Hi,

I have a problem to compute variational marginals like in the following link

http://mathbin.net/87482

asked Jan 17 at 19:30

Haluk%20Dogan's gravatar image

Haluk Dogan
21224


One Answer:

First write down the functional form of q(x1) and q(x2) in terms of some parameters. For example, you can use q(x1 = i) = theta_i, where theta is a vector of positive real numbers summing to one (and use, say, a phi vector for q(x2)). Then you can write down

KL(q||p) = sum_i sum_j q(x1=i) q(x2=j) log (q(x1=i) q(x2=j)/p(x1=i,x2=j))
    = sum_i sum_j theta_i phi_j (log theta_i + log phi_j - log p(x1=i, x2=j))
    = sum_i sum_j theta_i phi_j (log theta_i ) + sum_i sum_j theta_i phi_j (log phi_j) - sum_i sum_j theta_i phi_j ( log p(x1=i, x2=j))
    = sum_i theta_i (log theta_i ) + sum_j phi_j (log phi_j) - sum_i sum_j theta_i phi_j ( log p(x1=i, x2=j))

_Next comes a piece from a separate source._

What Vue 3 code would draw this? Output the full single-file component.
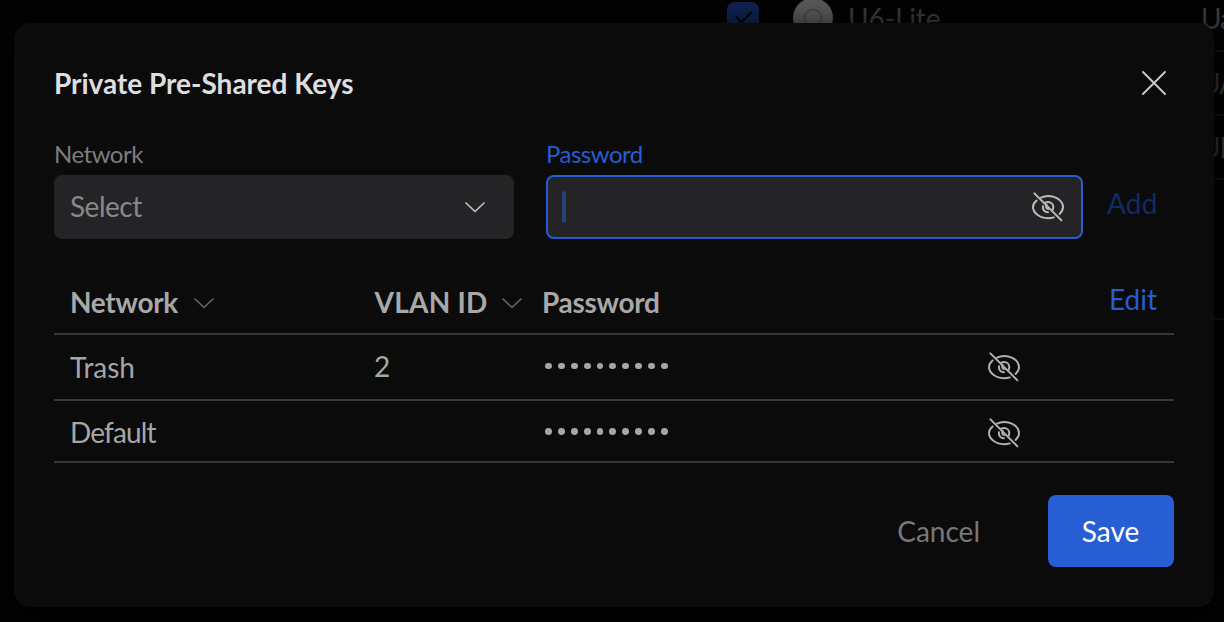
<script setup>
import { h, ref } from 'vue'

const EyeOff = () =>
  h('svg', { viewBox: '0 0 32 32', width: 32, height: 32, fill: 'none', stroke: 'currentColor', 'stroke-width': 2, 'stroke-linecap': 'round' }, [
    h('path', { d: 'M2.4 2.4 29.4 29.4' }),
    h('path', { d: 'M9 6.600C11.200 5.500 13.600 4.900 16 4.900c8.300 0 15 5.400 15 11.200 0 2.500-1.200 4.800-3.400 6.800' }),
    h('path', { d: 'M4.600 9.500C2.300 11.400 1 13.700 1 16.100c0 5.800 6.700 11.100 15 11.100 2 0 4-.3 5.800-.8' }),
    h('path', { d: 'M13.200 11.600c1-.5 1.900-.7 2.800-.7 3 0 5.300 2.300 5.300 5.200 0 1-.2 1.900-.7 2.700' }),
    h('path', { d: 'M10.900 15.200c-.5 3.500 1.900 6.100 5.100 6.100' }),
    h('path', { 'stroke-width': 1.7, d: 'M14.800 13.800c-1.400 1.200-1.200 3.900 1.600 4.300' })
  ])
const Chevron = () =>
  h('svg', { viewBox: '0 0 20 12', width: 20, height: 12, fill: 'none', stroke: 'currentColor', 'stroke-linecap': 'round', 'stroke-linejoin': 'round' }, [
    h('path', { d: 'M1 2 10 10.500 19 2' })
  ])

const password = ref('')
const rows = [
  { network: 'Trash', vlan: '2' },
  { network: 'Default', vlan: '' }
]
const devices = ['Ua', 'UA', 'UI']
</script>

<template>
  <div class="screen">
    <div class="page">
      <div v-for="(d, i) in devices" :key="d" class="device" :class="{ first: i === 0 }">
        <template v-if="i === 0">
          <span class="check">
            <svg viewBox="0 0 32 32" width="32" height="32" fill="none" stroke="#02040a" stroke-width="2.4" stroke-linecap="round"><path d="M9.500 15 14 20.500 24.300 10.300" /></svg>
          </span>
          <span class="ap"><i></i></span>
          <span class="name">U6-Lite</span>
        </template>
        <span class="model">{{ d }}</span>
      </div>
      <div class="device rest"></div>
    </div>

    <section class="modal">
      <header>
        <h1><span class="t title">Private Pre-Shared Keys</span></h1>
        <button class="close" aria-label="Close">
          <svg viewBox="0 0 26 26" width="26" height="26" fill="none" stroke="#c8c8ca" stroke-width="2" stroke-linecap="round"><path d="M2 2 24 24M24 2 2 24" /></svg>
        </button>
      </header>

      <form class="fields" @submit.prevent>
        <div class="field network">
          <label><span class="t label">Network</span></label>
          <div class="control select"><span class="t sel">Select</span><Chevron class="chev" /></div>
        </div>
        <div class="field password">
          <label><span class="t label">Password</span></label>
          <div class="control input"><span class="caret">{{ password }}</span><EyeOff class="eye" /></div>
        </div>
        <button class="add"><span class="t addt">Add</span></button>
      </form>

      <div class="table">
        <div class="row head">
          <div class="cell"><span class="t hnet">Network</span><Chevron class="sort" /></div>
          <div class="cell"><span class="t hvlan">VLAN ID</span><Chevron class="sort" /></div>
          <div class="cell"><span class="t hpass">Password</span></div>
          <button class="edit"><span class="t editt">Edit</span></button>
        </div>
        <div v-for="r in rows" :key="r.network" class="row body">
          <div class="cell"><span class="t" :class="r.network.toLowerCase()">{{ r.network }}</span></div>
          <div class="cell vlan"><span class="t">{{ r.vlan }}</span></div>
          <div class="cell dots"><i v-for="n in 10" :key="n"></i></div>
          <div class="cell"><EyeOff class="eye" /></div>
        </div>
      </div>

      <footer>
        <button class="cancel"><span class="t cancelt">Cancel</span></button>
        <button class="save"><span class="t savet">Save</span></button>
      </footer>
    </section>
  </div>
</template>

<style>
body { background: #030303; overflow: hidden; }
</style>

<style scoped>
* { box-sizing: border-box; }
.screen {
  position: relative;
  width: 1224px;
  height: 622px;
  overflow: hidden;
  background: #030303;
  font-family: Lato, "Liberation Sans", sans-serif;
  font-size: 28px;
  line-height: 36px;
  color: #a6a6a6;
}
button { border: 0; padding: 0; background: none; font: inherit; color: inherit; }
svg { display: block; flex: none; }
.t { white-space: pre; }

.page { margin-left: 200px; color: #3a3a3b; }
.device { height: 64px; display: flex; align-items: center; border-bottom: 2px solid #131314; padding-left: 1000px; white-space: nowrap; }
.device.first { height: 52px; padding: 0 0 14px 527px; }
.device.rest { height: 140px; }
.device > * { flex: none; }
.check { width: 32px; height: 32px; border-radius: 8px; background: #0e2350; }
.ap { width: 40px; height: 40px; margin-left: 34px; border-radius: 50%; background: #585858; display: grid; place-items: center; }
.ap i { width: 18px; height: 18px; border: 1px solid #303a4a; border-radius: 50%; }
.name { margin-left: 15px; width: 353px; letter-spacing: -0.1px; }
.model { letter-spacing: -1px; }

.modal {
  position: absolute;
  left: 14px;
  top: 23px;
  width: 1200px;
  height: 584px;
  padding: 40px;
  border-radius: 16px;
  background: #0b0b0b;
  box-shadow: 0 8px 32px #000;
}
header { height: 40px; display: flex; align-items: center; justify-content: space-between; }
h1 { margin: 0; font-size: 28px; font-weight: 700; color: #dedee0; }
.title { letter-spacing: -0.02px; }
.close { margin-right: 7px; }

.fields { display: flex; margin-top: 35px; }
.field label { display: block; height: 37px; font-size: 24px; line-height: 32px; color: #7d7d7e; }
.label { letter-spacing: -0.5px; }
.network { width: 460px; margin-right: 32px; }
.password { width: 537px; margin-right: 24px; }
.password label { color: #265dd3; }
.control { height: 64px; display: flex; align-items: center; justify-content: space-between; border-radius: 8px; background: #242426; }
.select { padding: 0 29.5px 0 16px; color: #88888a; }
.sel { padding-bottom: 2px; letter-spacing: -0.5px; }
.chev { color: #c0c0c2; stroke-width: 1.7; }
.input { padding: 0 17px 0 14px; border: 2px solid #265dd3; }
.caret { width: 4px; height: 32px; border-radius: 2px; background: #294078; }
.input .eye { color: #bdbdbf; }
.add { align-self: flex-end; height: 64px; padding-bottom: 8px; color: #102c67; }
.addt { letter-spacing: 0.2px; }

.table { margin-top: 32px; }
.row { display: grid; grid-template-columns: 304px 168px 446px 1fr; align-items: center; padding-left: 16px; border-bottom: 2px solid #37373a; }
.cell { display: flex; align-items: center; }
.head { height: 64px; font-weight: 700; color: #a8a8a8; }
.hnet, .hpass { letter-spacing: -0.3px; }
.hvlan { margin: 0 -2px 0 0.5px; letter-spacing: 0.25px; }
.sort { margin: 1px 0 0 16px; color: #69696b; stroke-width: 1.5; }
.edit { justify-self: end; margin: 0 17px 6px 0; color: #265dd3; font-weight: 400; }
.body { height: 66px; }
.body:last-child { height: 62px; padding-top: 3px; }
.trash { letter-spacing: -0.05px; }
.default { padding-bottom: 2px; letter-spacing: -0.85px; }
.vlan { padding-bottom: 2px; }
.dots { gap: 6px; padding: 0 0 2px 3px; }
.dots i { width: 6.900px; height: 6.900px; border-radius: 50%; background: #a6a6a6; }
.body .eye { color: #b0b0b0; }

footer { display: flex; justify-content: flex-end; align-items: center; margin-top: 32px; }
.cancel { margin-right: 68px; color: #777778; }
.save { width: 126px; height: 72px; border-radius: 8px; background: #285ed3; color: #fff; }
.savet { margin-right: 1px; }
</style>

and finally you can minimize this function in terms of theta and phi by taking the gradient and setting it to zero, doing coordinate descent. For theta, the gradient is

grad_theta_i KL(q||p) = log(theta_i)+1 - sum_j phi_j log p(x1=i,x2=j)

which, when constrained to lie on the simplex, will lead to an update of the sort where you set

theta'_i = exp(sum_j phi_j log p(x1=i, x2=j)  - 1)

and then set theta_i to the normalized value of the theta' variables. The update for phi will be exactly the same, except with the variables inverted.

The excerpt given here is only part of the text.